The summer months are usually a time for sunshine, beaches, and warm weather in South Florida, but this year, there’s a different kind of forecast making headlines. A giant mass of seaweed called sargassum is floating in the Atlantic Ocean and is expected to make it’s way to Florida shores in the coming months. Sargassum is a type of brown seaweed that grows in large mats in the ocean, and it’s expected to wash up on Florida’s eastern seaboard this summer in significant amounts. The mass is estimated to be 5,000 miles wide and can harbor dangerous marine life such as jellyfish and sea lice.
The sargassum blooms are caused by a combination of factors, including warm water temperatures, nutrient-rich waters, and changes in ocean currents. While the seaweed is a natural occurrence, the volume that’s expected to hit Florida’s coastline this year is causing concern among residents and officials.
One of the biggest concerns is the impact the sargassum could have on Florida’s tourism industry. The state’s beaches are a major draw for visitors, and the presence of large mats of seaweed could deter tourists from coming to the area. Additionally, the seaweed can have a negative impact on marine life, including sea turtles and other species that rely on the beaches for nesting and feeding.

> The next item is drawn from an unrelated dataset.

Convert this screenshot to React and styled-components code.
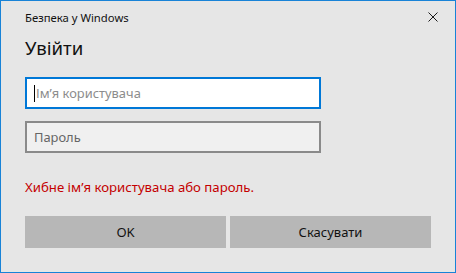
import React from "react";
import styled, { createGlobalStyle } from "styled-components";

const GlobalStyle = createGlobalStyle`
  html, body {
    margin: 0;
    padding: 0;
    background: #e6e6e6;
  }
  * {
    box-sizing: border-box;
  }
`;

const StyledWindow = styled.div`
  width: 456px;
  height: 273px;
  border: 1px solid #1883d7;
  background: #e6e6e6;
  font-family: "Noto Sans", "Open Sans", sans-serif;
  color: #000;
  display: flex;
  flex-direction: column;
  padding: 0 24px;
`;

const StyledTitleBar = styled.div`
  height: 32px;
  display: flex;
  align-items: center;
  justify-content: space-between;
`;

const StyledCaption = styled.span`
  font-size: 11.3px;
  color: #111;
`;

const StyledClose = styled.button`
  background: transparent;
  border: none;
  padding: 0;
  margin-right: -7px;
  width: 10px;
  height: 10px;
  display: flex;
  svg {
    width: 10px;
    height: 10px;
    stroke: #1a1a1a;
  }
`;

const StyledHeading = styled.h1`
  margin: 1px 0 0;
  font-size: 18.6px;
  font-weight: 400;
  line-height: 28px;
  color: #111;
`;

const StyledFields = styled.div`
  margin-top: 15px;
  display: flex;
  flex-direction: column;
  gap: 12px;
  width: 296px;
`;

const StyledInput = styled.div`
  height: 32px;
  display: flex;
  align-items: center;
  padding-left: 7px;
  border: 2px solid ${(p) => (p.$focused ? "#0078d7" : "#8a8a8a")};
  background: ${(p) => (p.$focused ? "#ffffff" : "#f0f0f0")};
  font-size: 12.9px;
  color: ${(p) => (p.$focused ? "#8c8c8c" : "#666666")};
`;

const StyledCaret = styled.span`
  width: 1px;
  height: 17px;
  background: #000;
  margin-right: 1px;
`;

const StyledError = styled.p`
  margin: 25px 0 0;
  font-size: 13.2px;
  line-height: 18px;
  color: #c40000;
`;

const StyledButtons = styled.div`
  margin-top: 20px;
  display: grid;
  grid-template-columns: 1fr 1fr;
  gap: 4px;
`;

const StyledButton = styled.button`
  height: 32px;
  border: none;
  padding: 0;
  background: #b7b7b7;
  font-family: inherit;
  font-size: 13px;
  color: #111;
`;

export default function App() {
  return (
    <>
      <GlobalStyle />
      <StyledWindow>
        <StyledTitleBar>
          <StyledCaption>Безпека у Windows</StyledCaption>
          <StyledClose aria-label="Закрити">
            <svg viewBox="0 0 10 10" fill="none" strokeWidth="1">
              <path d="M0.5 0.5L9.5 9.5M9.5 0.5L0.5 9.5" />
            </svg>
          </StyledClose>
        </StyledTitleBar>
        <StyledHeading>Увійти</StyledHeading>
        <StyledFields>
          <StyledInput $focused>
            <StyledCaret />
            Ім’я користувача
          </StyledInput>
          <StyledInput>Пароль</StyledInput>
        </StyledFields>
        <StyledError>Хибне ім’я користувача або пароль.</StyledError>
        <StyledButtons>
          <StyledButton>OK</StyledButton>
          <StyledButton>Скасувати</StyledButton>
        </StyledButtons>
      </StyledWindow>
    </>
  );
}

Despite the potential challenges posed by the sargassum, officials are working on solutions to mitigate its impact. This includes increased beach cleaning efforts, the use of specialized equipment to remove the seaweed from the water, and the deployment of booms to keep the seaweed from reaching the shore.
Dr. Brian Barnes is a Professor of Optical Oceanography at the University of South Florida in Tampa. He’s got his eye on the great Atlantic sargassum belt, huge patches of seaweed that drift from Africa to the Caribbean.
This year’ssargassum seaweed bloom is now pushing into the Gulf of Mexico, and the Florida Current is beginning to carry some of the seaweed up through the Florida Straits to the southern part of the Florida peninsula. Barnes doesn’t expect Treasure Coast beaches to see much of it until this summer.
“The Treasure Coast would be at the northern end of areas that would be impacted,” he said, “it still could see some impacts, but likely much later in the year, in July.”
In addition, the impact on the Treasure Coast is likely to be less than areas further south, says Dr. Barnes, because “the Treasure Coast is where the surface currents start to diverge away from the Florida Coast.” The Treasure Coast is “right at the northern edge of where the maximum impacts would be expected.”